Che poi, i device da dare agli allievi: fosse solo degli allievi, il problema. Se un docente è a casa in attesa del risultato d’un tampone, dovrebbe fare lezione agli alunni in classe. Accantoniamo per un attimo il problema di chi li tiene a bada, venti o trenta ragazzini in una classe mentre la prof è a casa («adesso è arrivato il personale Covid: staranno buonissimi, con uno che non hanno mai visto prima»).

Chi è del mestiere me ne pone un altro, di problema: «La metà delle mie classi non ha linea, non ha computer, non ha una lavagna interattiva: come mi collego?». E, se anche il computer in classe c’è, spesso è fuori dal semicerchio, cioè dalla zona in cui ci si può muovere in epoca di virus, stabilita con complesse geometrie a settembre.

L’allievo senza attrezzatura informatica è il ricatto preferito del docente di sinistra. Me ne forniscono un’imitazione, del prof medio riflessivo: «“Noi siamo lavoratori dell’istruzione pubblica, dobbiamo garantire lo stesso livello a tutti, i più svantaggiati non si collegano”. Quindi, per loro, meglio che la didattica a distanza non la faccia nessuno e restino ignoranti tutti».

Non è che chi sbeffeggia il “lavoratore dell’istruzione pubblica” neghi le diseguaglianze, ma fa presente che il virus «ha evidenziato quelle che già c’erano: io ho una ragazzina cinese che non si collegava mai, così come quando c’era la didattica in presenza non veniva mai a scuola; probabilmente lavora in qualche fabbrica di notte, fotte sega a lei della didattica a distanza o in presenza».

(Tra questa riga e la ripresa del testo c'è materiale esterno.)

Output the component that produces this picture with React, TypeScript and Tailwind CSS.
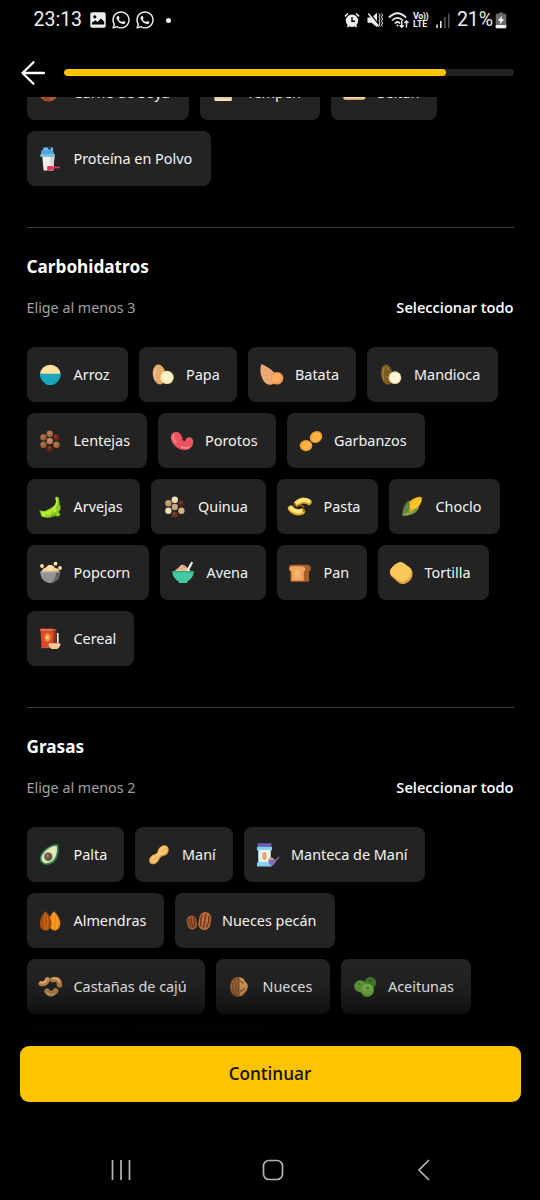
import type { ReactNode } from "react";
import { FaWhatsapp } from "react-icons/fa";

const seeds = (colors: string[]) => {
  const pts = [[13.8, 6.7], [7.4, 10.3], [20.3, 10.3], [13.8, 14], [7.4, 17.8], [20.4, 17.8], [13.8, 21.6]];
  return pts.map(([x, y], i) => (
    <g key={i}>
      <circle cx={x} cy={y} r="3.2" fill={colors[i]} />
      <circle cx={x - 0.7} cy={y - 0.8} r="1.3" fill="#fff" opacity=".18" />
    </g>
  ));
};

const art: Record<string, ReactNode> = {
  soja: <><circle cx="12.5" cy="13" r="9.6" fill="#b5582c" /><path d="M12 18v4.5M8 20l3-1" stroke="#7d3517" strokeWidth="1.2" /></>,
  tempeh: <><rect x="5.5" y="8" width="17.3" height="14" rx="1" fill="#f6e2bb" /><path d="M5.5 19h17.3" stroke="#d8b987" /></>,
  seitan: <><path d="M3 10h22.5v8q0 3-3 3H6q-3 0-3-3z" fill="#c9a66b" /><path d="M4 18.7h21" stroke="#f2ddb0" strokeWidth="1.5" /></>,
  proteina: <>
    <path d="M6.3 11h12.2l-1.3 14.5H7.6z" fill="#f3efe8" /><path d="M14.5 11h4l-1.3 14.5h-3z" fill="#d9d5d0" />
    <path d="M5.5 5h11.5l2 6.8H4.5z" fill="#4fa3d8" /><path d="M7.5 2.5H17v2.8H7z" fill="#73c0ea" /><path d="M12 2.5h3v2h-3z" fill="#173a52" />
    <path d="M4.5 9.2h14.3v2.6H4.5z" fill="#79c4ea" /><path d="M11.2 21h5.5l.5.500h6.500v1.800H17l-.5 2.200h-5.300z" fill="#e0355f" />
  </>,
  arroz: <><path d="M4.2 13a10.1 9.3 0 0 1 20.2 0z" fill="#ffe2a0" /><path d="M3.800 12.800h21q0 5.800-5 9.400-1.500 1.700-3 1.700h-5q-1.500 0-3-1.700-5-3.600-5-9.400z" fill="#17a8bd" /></>,
  papa: <><ellipse cx="10.2" cy="13.5" rx="6.4" ry="10" transform="rotate(-9 10.2 13.5)" fill="#e4ad6d" /><path d="M7 7q-2.8 5-.5 12" stroke="#f3c68e" strokeWidth="1.5" fill="none" /><circle cx="18" cy="16.4" r="6.7" fill="#f8dfa3" /><circle cx="18.3" cy="16.2" r="5.5" fill="#fff1c6" /></>,
  batata: <><path d="M3.4 3Q.8 9.5 4.5 18 8 25 14 23.5q5.5-2 4-9Q14.5 7.5 3.4 3z" fill="#eda978" /><path d="M5 8q2 1 4 1M5 13q2 1 4 1M9 19l3-1" stroke="#d18b60" strokeWidth=".6" fill="none" /><circle cx="19" cy="17.3" r="6.3" fill="#f49350" /><circle cx="18.6" cy="17" r="5" fill="#ffad66" /></>,
  mandioca: <><ellipse cx="9.8" cy="13.6" rx="5.7" ry="10.2" transform="rotate(-8 9.8 13.6)" fill="#7b5b23" /><path d="M7 6q-2.5 7 0 14M10 6l2 3M9 15l2 2" stroke="#b28a42" strokeWidth="1" fill="none" /><circle cx="17.9" cy="16.7" r="6.4" fill="#ead58d" /><circle cx="18.1" cy="16.6" r="5.4" fill="#fff8d8" /></>,
  lentejas: seeds(["#a9673f", "#9d603c", "#682414", "#b97d5a", "#9c5f3b", "#a76842", "#672110"]),
  porotos: <><path d="M8.500 5Q3 5 2.700 10 2.600 15 7.500 19.500 12.500 23.700 18 23 25.500 21.500 25.300 14 24.500 10 21 10.200 18 10.500 17.700 13 16.500 15.500 14.700 13.500 14.600 12 13.500 8.800 11.700 5.200 8.500 5z" fill="#ec555f" /><path d="M14 10.500q.8 4.500 3.200 3.500" stroke="#b92f40" strokeWidth="1.200" fill="none" /><path d="M6 8q-2 4 2 7.500M13.500 20q4 1.800 7 .5" stroke="#ff8d88" strokeWidth="1.500" fill="none" strokeLinecap="round" /></>,
  garbanzos: <><ellipse cx="9" cy="18.6" rx="6.3" ry="5.6" fill="#ef9b2d" /><ellipse cx="9.4" cy="18.6" rx="4.9" ry="4.4" fill="#ffb443" /><ellipse cx="19" cy="10" rx="6.6" ry="5.7" transform="rotate(-38 19 10)" fill="#ef9b2d" /><ellipse cx="19" cy="10.2" rx="5.1" ry="4.5" transform="rotate(-38 19 10)" fill="#ffb443" /></>,
  arvejas: <><path d="M19 4q1.500-.7 3.200 0 1.700 3 1.200 7 3 5-1 8l2 2-1.500 2.500L19.500 23Q11 26 5.500 23.500L3.300 17q3 1.700 6.700.4Q15 15.500 19 11.700q2.300-3.500 0-7.700z" fill="#8dcc21" /><path d="M20.200 5q1.500 5-1 8.700-4 6-13.700 6.800" stroke="#c4f14d" strokeWidth="1.600" fill="none" /><g fill="#b6e937"><circle cx="8" cy="21" r="2.400" /><circle cx="13" cy="19.700" r="2.600" /><circle cx="18" cy="17" r="2.500" /></g><path d="M15 23q4 .5 5-2" stroke="#518b13" fill="none" /></>,
  quinua: seeds(["#eedda9", "#bf986c", "#5b2218", "#c3a078", "#efdfad", "#d7af7a", "#682c20"]),
  pasta: <>
    <g fill="none" strokeLinecap="round"><path d="M11 10.500Q16.500 5.500 22.700 9" stroke="#e5a927" strokeWidth="6" /><path d="M10.500 9.800Q16.500 5 22.500 8" stroke="#ffe480" strokeWidth="3.700" /><path d="M5 15.500Q9 21 16 18.500" stroke="#e5a927" strokeWidth="6.300" /><path d="M4.700 14.900Q9 20 15.500 18" stroke="#ffe480" strokeWidth="3.800" /></g>
    <path d="M11 12.800q5.500-2 7 1.700" stroke="#a16a13" strokeWidth="1.300" fill="none" /><ellipse cx="9.200" cy="11.400" rx="1.100" ry="1.500" fill="#a16a13" /><ellipse cx="17.700" cy="17.500" rx="1.100" ry="1.500" fill="#a16a13" />
  </>,
  choclo: <><path d="M9 14Q11 6 20 4q4-.7 4 1.500Q23 14 15 18.500l-5 2z" fill="#f9b51a" /><path d="M12 15l8-10M15 16l8-9" stroke="#ffd83b" strokeWidth="1.600" /><path d="M10.500 7.500Q4 12 4.300 23q5-3 7-7 .7-4-.8-8.500z" fill="#537b38" /><path d="M4.300 23Q9 20 12 14q.5 3-1 5 7-4 10.500-5Q18 23 4.300 23z" fill="#7d9747" /><path d="M5 22q2-4 5-10M6 22q6-2 10-4" stroke="#a7bd6f" strokeWidth=".7" fill="none" /></>,
  popcorn: <><path d="M5.500 13Q6 9 10 8.500 11 6 14.500 6q3.300 0 4.300 2.700 4.200.5 4.600 4.300z" fill="#fbd193" /><g fill="#ffe2ae"><circle cx="6" cy="7" r="1.900" /><circle cx="19.500" cy="4.700" r="1.900" /><circle cx="24" cy="9" r="1.900" /><circle cx="14" cy="8.500" r="2.600" /></g><path d="M4.200 12.500h20q-.2 7.500-5 10-4.800 3.500-10 0-4.800-2.800-5-10z" fill="#929292" /><path d="M20 12.500h4.200q-.2 7.500-5 10-2.500 1.500-5 1.500 5.800-2.500 5.800-11.500z" fill="#626262" /><path d="M4.500 13h19" stroke="#b8b8b8" /></>,
  avena: <><path d="M5.500 12Q9 9.500 12 6q2-1 4 .8 3 2.700 6 5.500z" fill="#edb98f" /><path d="M12 9l2 1M14 7l2 2" stroke="#cb9067" /><path d="M18.500 11.700 22.700 4" stroke="#eceff2" strokeWidth="2.400" strokeLinecap="round" /><path d="M3.200 12h21.600q-.5 7.800-6.500 10.300V24H9.700v-1.700Q3.700 19.800 3.200 12z" fill="#42c99f" /><path d="M3.500 12.700h21" stroke="#2ba989" strokeWidth="1.300" /></>,
  pan: <><path d="M5.500 5.800h17q3 1.500 2.200 5-.4 1.400-1.700 1.700v10.200H4.500V12.500Q2 11 3 7.500q.7-1.700 2.500-1.700z" fill="#a85e25" /><path d="M6 7.300h10q3.500.5 3.300 3.500-.2 1.300-1.600 1.700v9.200H5.500v-9Q3.300 11.300 3.700 9 4.300 7.500 6 7.300z" fill="#f0a65d" /><path d="M9 11h5v7H9z" fill="#f7b66e" /></>,
  tortilla: <><path d="M11 3.800q2.500-1.500 5.500.2l7 5q2.500 3 2 7.500-1 4.500-5 7-4.500 3-8.500.5l-7-6Q2 15 3 11.500 4.500 8.500 7.500 6z" fill="#dfa13a" /><path d="M11 3.700q2.500-1.200 5.300.4l6.300 4.700q2.500 3 1.400 6.400-1 4-5 6.400-4 2.300-7.500 0l-6.700-5.400Q2.300 13.800 3.500 10.500 5 8 8 5.500z" fill="#fac85a" /></>,
  cereal: <><path d="M4.500 4h15.700v18.700H5.500z" fill="#d94b2e" /><path d="M17.500 5.500h2.700v15h-2.700z" fill="#8e2e21" /><path d="M4.500 4h12v1.500h-12zM5 22.700h9" stroke="#f06b39" strokeWidth=".6" fill="#f47943" /><ellipse cx="11.500" cy="12.500" rx="3" ry="4.300" fill="#f28b36" /><circle cx="11.300" cy="12.500" r="1.700" fill="#ffd35a" /><path d="M21.800 8v10" stroke="#e8e2da" strokeWidth="1.700" /><path d="M12.500 18.700h12.200q-.5 3.500-3.500 5.300h-5.500q-3-1.700-3.200-5.300z" fill="#ffc78a" /><path d="M13 19h11" stroke="#ffe3be" /></>,
  palta: <><path d="M22.500 3.500Q24 14 19 20q-4 4.700-10.500 3.500-5-1.500-4.600-7Q5 11 11 6.800 17.500 2.200 22.500 3.500z" fill="#347d55" /><path d="M20.700 4.700Q22 13 17.500 19q-4 4-8.800 3-3.600-1.500-3.200-5.500Q7 11.500 12 8q5-3.500 8.700-3.300z" fill="#dfeab0" /><circle cx="12.300" cy="15.700" r="4.200" fill="#6e5848" /><circle cx="11.500" cy="14.800" r="1.600" fill="#917964" /></>,
  mani: <><path d="M16 5.500q3-2 6-.5 2.500 2.500 1.300 6-1.500 3.500-5 3.700-2.300.3-3.800 3-.7 3-3.200 4.600-3 2-6 .1-2.200-3-.3-6Q7 13.800 10 13q2.700-.8 3-4 .7-2.300 3-3.500z" fill="#e8a34b" /><path d="M16.500 5.800q2.800-1.500 4.900-.4 1.900 2.300.5 5-1.600 3-5 3.300-2.300.5-3.600 3.300-1 3-3.200 4.200-2 1-4-.3-1.400-2.500.4-4.700 1.500-2 4-2.300 2.800-.9 3.400-4.400.4-2.300 2.600-3.700z" fill="#fac777" /><path d="M8 20l4-5M17 11l4-4" stroke="#d98d37" strokeWidth=".8" /></>,
  manteca: <><path d="M3.800 2.200h13.500v3.600H3.800z" fill="#6661b6" /><path d="M3 5.800h15v3.300l-1 1v11l1 1v3.400H3v-3.400l1-1v-11l-1-1z" fill="#83d2ef" /><path d="M5 9h11v12H5z" fill="#f4f1ed" /><ellipse cx="10.500" cy="15" rx="2.100" ry="4" fill="#e4a673" /><path d="M14 20q0-2 2-4l3 1 2 2z" fill="#d7a27a" /><path d="m14.500 19 6.500.2 3.800-3.700.8.700-4.100 5q-1.500 3.500-4 3.800-3-1-3-6z" fill="#7d71b9" /></>,
  almendras: <><path d="M18 4.200Q25 11 24.200 18q-1 4.500-5 5.700-6-.7-6.400-7.700Q13 9 18 4.200z" fill="#f38a13" /><path d="M18 6q-2 8-1 16M20 9q3 7 0 13" stroke="#ffb035" strokeWidth=".8" fill="none" /><path d="M9.500 4Q15 10 15.700 16q0 6-5.500 7.800-6-.3-6.400-6.800Q4 9.500 9.500 4z" fill="#a94e0b" /><path d="M9.500 6q-3 8-.5 16M11 8q2 8-.5 15" stroke="#d46f16" strokeWidth="1" fill="none" /></>,
  pecan: <><g transform="rotate(-12 7 15)"><rect x="2" y="8.500" width="9.500" height="14" rx="4.700" fill="#a75d32" /><path d="M4 11q-.5 4 1 9M6.700 10v11M9.500 11q1 4-1 9" stroke="#582b17" strokeWidth="1.100" fill="none" /></g><g transform="rotate(10 19.500 14)"><rect x="13.800" y="5" width="12" height="18" rx="6" fill="#bd6c3b" /><path d="M16.300 8q-1.200 7 .8 12M19.700 6.500v15M23 8q1.500 6-.5 12" stroke="#663219" strokeWidth="1.300" fill="none" /></g></>,
  caju: <><g fill="none" strokeLinecap="round"><path d="M5 10.500Q10 11.500 11.500 6.500" stroke="#c68a4c" strokeWidth="5" /><path d="M16.500 6.800Q23.500 5 23.500 12" stroke="#ba7f44" strokeWidth="5.300" /><path d="M11 18.200Q15 23.500 19.500 18" stroke="#c38a50" strokeWidth="5.600" /><path d="M4.500 9.500Q9 10.500 10.500 6M17 5.500Q22.500 5 23.500 9M11 20q3.500 3.500 7 1" stroke="#e9ba7b" strokeWidth="1.400" /></g></>,
  nueces: <><path d="M13.500 3.700 14 24Q8 23.500 6 19 4 14 6.300 8.500 9 4.500 13.500 3.700z" fill="#a7683e" /><path d="M14.300 4q5 1 5.700 4.500 3.500 2.500 2.700 6-.2 3-2.700 5-1.700 3.500-5.700 4z" fill="#d99b59" /><path d="M13 6q-4 0-3 3-4 1-2 4-2 3 1 5 0 4 4 4M13 10q-4 1-2 4-1 3 2 5M15 8q3 0 3 3M15 18q3 0 5-3" stroke="#7a482b" strokeWidth="1" fill="none" /></>,
  aceitunas: <><circle cx="19.300" cy="9.800" r="5.900" fill="#467a29" /><circle cx="9.300" cy="13.200" r="6" fill="#659f3b" /><circle cx="16.300" cy="17.200" r="6.700" fill="#6eae42" /><circle cx="16.300" cy="16.600" r="5" fill="#7ebb4e" /><circle cx="19.500" cy="8" r="1.200" fill="#2f581c" /><circle cx="8" cy="11" r="1.100" fill="#457b29" /><circle cx="16.800" cy="15" r="1.400" fill="#4c8630" /></>,
};

type Item = { name: string; icon: string; box: string };
const row = (...items: [string, string, string][]): Item[] => items.map(([name, icon, box]) => ({ name, icon, box }));

const proteinas = [
  row(["Carne de Soya", "soja", "w-[162px]"], ["Tempeh", "tempeh", "w-[120px]"], ["Seitán", "seitan", "w-[106px]"]),
  row(["Proteína en Polvo", "proteina", "w-[184px]"]),
];
const carbohidratos = [
  row(["Arroz", "arroz", "w-[101.5px]"], ["Papa", "papa", "w-[98px]"], ["Batata", "batata", "w-[108px]"], ["Mandioca", "mandioca", "w-[131px]"]),
  row(["Lentejas", "lentejas", "w-[120.5px]"], ["Porotos", "porotos", "w-[118px]"], ["Garbanzos", "garbanzos", "w-[138px]"]),
  row(["Arvejas", "arvejas", "w-[113.5px]"], ["Quinua", "quinua", "w-[114.5px]"], ["Pasta", "pasta", "w-[101px]"], ["Choclo", "choclo", "w-[111px]"]),
  row(["Popcorn", "popcorn", "w-[122px]"], ["Avena", "avena", "w-[106px]"], ["Pan", "pan", "w-[90px]"], ["Tortilla", "tortilla", "w-[111px]"]),
  row(["Cereal", "cereal", "w-[107px]"]),
];
const grasas = [
  row(["Palta", "palta", "w-[97.5px]"], ["Maní", "mani", "w-[98px]"], ["Manteca de Maní", "manteca", "w-[181px]"]),
  row(["Almendras", "almendras", "w-[137.5px]"], ["Nueces pecán", "pecan", "w-[159.5px]"]),
  row(["Castañas de cajú", "caju", "w-[178px]"], ["Nueces", "nueces", "w-[114.5px]"], ["Aceitunas", "aceitunas", "w-[130px]"]),
];

function Chips({ rows }: { rows: Item[][] }) {
  return (
    <div className="flex flex-col gap-[11px]">
      {rows.map((items, i) => (
        <div key={i} className="flex gap-[11px]">
          {items.map((it) => (
            <button key={it.name} className={`flex h-[55px] shrink-0 items-center gap-[9.5px] rounded-[8px] bg-[#232323] pt-px pl-[9.5px] text-[14.4px] whitespace-nowrap text-[#f4f4f4] ${it.box}`}>
              <svg viewBox="0 0 28 28" className="size-7 shrink-0">{art[it.icon]}</svg>
              <span>{it.name}</span>
            </button>
          ))}
        </div>
      ))}
    </div>
  );
}

function Section({ title, min, rows }: { title: string; min: number; rows: Item[][] }) {
  return (
    <section>
      <div className="mt-[41px] h-px bg-[#3a3a3a]" />
      <h2 className="mt-[27px] h-6 text-[17.2px] leading-6 font-bold text-white">{title}</h2>
      <div className="mt-[17px] mb-[27px] flex h-6 items-center justify-between">
        <span className="text-[14.3px] text-[#a2a2a2]">Elige al menos {min}</span>
        <button className="text-[14.64px] font-semibold text-white [font-family:'Open_Sans',sans-serif]">Seleccionar todo</button>
      </div>
      <Chips rows={rows} />
    </section>
  );
}

function StatusBar() {
  return (
    <div className="flex h-10 shrink-0 items-center pr-[33px] pl-[33.500px] text-[#eeeeee]">
      <span className="w-[56.500px] text-[19.500px] [font-family:Roboto,sans-serif]">23:13</span>
      <svg viewBox="0 0 16 16" className="mr-[5px] size-4"><path fillRule="evenodd" fill="currentColor" d="M2 .3h12A1.700 1.700 0 0 1 15.700 2v12a1.700 1.700 0 0 1-1.700 1.700H2A1.700 1.700 0 0 1 .300 14V2A1.700 1.700 0 0 1 2 .3zM1.800 12.500h12.400V9.800L11 6.500 7.500 10 5.200 8.200 1.800 11zM4.800 3.200a1.600 1.600 0 1 0 0 3.200 1.600 1.600 0 0 0 0-3.200z" /></svg>
      <FaWhatsapp className="mr-[3.500px] size-5" />
      <FaWhatsapp className="size-5" />
      <span className="ml-[11px] size-[5px] rounded-full bg-current" />
      <svg viewBox="0 0 16 16" className="ml-auto size-4">
        <circle cx="8" cy="8.800" r="6.200" fill="currentColor" /><path d="M1 4.300 4 1.500M15 4.300 12 1.500M3.300 15l1.500-1.500M12.700 15l-1.500-1.500" stroke="currentColor" strokeWidth="1.600" /><path d="M8 5v4.200h3" stroke="#000" strokeWidth="1.400" fill="none" />
      </svg>
      <svg viewBox="0 0 16 16" className="ml-[7px] size-4">
        <path d="M.5 5.500h4L10 .8v14.400l-5.500-4.500h-4z" fill="currentColor" /><path d="m2.500.8 10 13" stroke="#000" strokeWidth="1.400" /><path d="m1.300 1.500 10.500 13" stroke="currentColor" strokeWidth="1.400" /><path d="m12 1.500 1 1.500-1 2 1 2-1 2 1 2-1 2 1 1.500M14.500 1.500l1 1.500-1 2 1 2-1 2 1 2-1 2 1 1.500" stroke="currentColor" fill="none" strokeWidth="1" />
      </svg>
      <svg viewBox="0 0 22 18" fill="none" stroke="currentColor" className="ml-[5px] h-[18px] w-[22px]">
        <path d="M1 6.500q8.500-8.500 17 0" strokeWidth="1.800" /><path d="M4 9.500q5.500-5.500 11 0M6.800 12.300q2.700-2.600 5.400 0" strokeWidth="1.700" /><path d="M13.700 9.800v6.500m-2-2 2 2 2-2M18.500 16.500V10m-2 2 2-2 2 2" strokeWidth="1.400" />
        <circle cx="9.500" cy="14.500" r="1" fill="currentColor" stroke="none" />
      </svg>
      <span className="ml-[3.500px] flex w-[17px] flex-col text-[9px] leading-[8.500px] font-bold [font-family:Roboto,sans-serif]"><span className="tracking-[-0.500px]">Vo))</span><span className="tracking-[-0.100px]">LTE</span></span>
      <svg viewBox="0 0 14 15" className="ml-[6px] h-[15px] w-[14px]"><path d="M.3 11.500h1.500V15H.3zM4 8h1.600v7H4z" fill="currentColor" /><path d="M8 4h1.600v11H8zM12 .5h1.500V15H12z" fill="#555" /></svg>
      <span className="ml-[7px] w-[37px] text-[19.500px] tracking-[-0.100px] [font-family:Roboto,sans-serif]">21%</span>
      <svg viewBox="0 0 12 17" className="ml-[1px] h-[17px] w-3"><path d="M4 .5h4v1.300h2q1.300 0 1.300 1.300V15q0 1.300-1.300 1.300H2Q.7 16.300.7 15V3.100Q.7 1.800 2 1.800h2z" fill="#6a6a6a" /><path d="M.7 13h10.600v2q0 1.300-1.300 1.300H2Q.7 16.300.7 15z" fill="#f4f4f4" /><path d="M7 3.800 2.800 8.800h2.700L4.800 12.500 9.200 7.300H6.500z" fill="#fff" /></svg>
    </div>
  );
}

export default function App() {
  return (
    <div className="flex h-[1200px] w-[540px] flex-col overflow-hidden bg-black [font-family:'Noto_Sans',sans-serif]">
      <StatusBar />
      <header className="flex h-[57px] shrink-0 items-center pt-2 pr-[26.500px] pl-[19.500px]">
        <svg viewBox="0 0 26 26" className="size-[26px]"><path d="M24 13H2.500M13.500 2.300 2.500 13l11 10.700" fill="none" stroke="#fff" strokeWidth="2.300" strokeLinecap="round" strokeLinejoin="round" /></svg>
        <div className="ml-[18.5px] h-[7px] flex-1 overflow-hidden rounded-full bg-[#222222]"><div className="h-full w-[382px] rounded-full bg-[#ffc400]" /></div>
      </header>
      <div className="relative h-[941px] shrink-0 overflow-hidden px-[26.500px]">
        <div className="-mt-8">
          <Chips rows={proteinas} />
          <Section title="Carbohidatros" min={3} rows={carbohidratos} />
          <Section title="Grasas" min={2} rows={grasas} />
          <div className="mt-[11px] flex gap-[11px]"><div className="h-[55px] w-[93px] rounded-[8px] bg-[#232323]" /><div className="h-[55px] w-[135px] rounded-[8px] bg-[#232323]" /></div>
        </div>
        <div className="absolute inset-x-0 bottom-0 h-[80px] bg-[linear-gradient(to_bottom,transparent_8px,rgba(0,0,0,.08)_26px,rgba(0,0,0,.22)_38px,rgba(0,0,0,.55)_54px,rgba(0,0,0,.88)_66px,#000_75px)]" />
      </div>
      <div className="shrink-0 px-[19.500px] pt-2">
        <button className="h-[56px] w-full rounded-[9px] bg-[#ffc400] text-[17.1px] font-semibold text-[#171400] [font-family:'Open_Sans',sans-serif]">Continuar</button>
      </div>
      <nav className="mt-[38px] flex h-[60px] shrink-0 items-center justify-between pr-[104px] pl-[109px] text-[#b5b5b5]">
        <svg viewBox="0 0 24 24" className="size-6" stroke="currentColor" strokeWidth="1.700"><path d="M3.500 2v20M12 2v20M20.500 2v20" /></svg>
        <svg viewBox="0 0 24 24" className="size-6" stroke="currentColor" strokeWidth="1.700" fill="none"><rect x="2.500" y="2.500" width="19" height="19" rx="5.500" /></svg>
        <svg viewBox="0 0 24 24" className="size-6" stroke="currentColor" strokeWidth="1.700" fill="none"><path d="M17 2 7 12l10 10" /></svg>
      </nav>
    </div>
  );
}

Il che rende brutalmente l’idea di quel concetto rimosso dal discorso pubblico – se non nascosto dietro a eufemismi come “diseguaglianze” – che è l’esistenza delle classi sociali. Dice una prof: «La dad è un amplificatore». Se sei povero e devi studiare da casa, sei poverissimo.

Insomma, le mamme sono assolte. Certo, c’è un fattore di pressione sociale nel loro continuo lagnarsi di questo male assoluto che è istruire i loro figli senza levarglieli di torno cinque ore al giorno, ma i più feroci oppositori del lavorare da casa in pigiama sono, incredibilmente, i docenti.

Perché «magari lo studente prende un fermoimmagine con la tua faccia e ci disegna le corna» (invero una temibile prospettiva); perché «devi uscire dalla tua comfort zone, su Kant non ti fregano, lo sai bene, sono vent’anni che lo ripeti, con nuove didattiche devi imparare nuove cose»; perché hanno incubi come la poca riservatezza del link della lezione, «sai che rischio, se lo passeranno e mezza città si accalcherà davanti alla mia ora su Carlo V»; per «una forma di neoluddismo: pensano che i video delle lezioni finiscano su YouPorn»; e soprattutto perché «la parola chiave del docente è “mansionario”: non voglio perdere un minuto a fare una cosa che non mi compete».

Quello che accomuna tutti gli adulti, docenti e genitori, è il nascondersi dietro ai ragazzini: lo diciamo per loro, mica per noi. Per loro privati della socialità, della presenza, dei limoni all’intervallo e delle sigarette nei cessi. È per i piccini che una minoranza dei grandi lunedì a Milano andrà sotto al palazzo della Regione a urlare contro Fontana, colpevole d’aver messo i licei lombardi in didattica a distanza.

Eppure una ragione sensata c’è, spiega un adulto di quelli che non andranno a urlare perché lunedì staranno facendo didattica a distanza: «Nessuno ci smena se chiudono le scuole. Se chiudi le fabbriche o i ristoranti crei un problema economico, ma nessuno sa se i ragazzi a studiare così avranno problemi diversi da chi è andato in classe. Lo sapremo tra vent’anni, forse».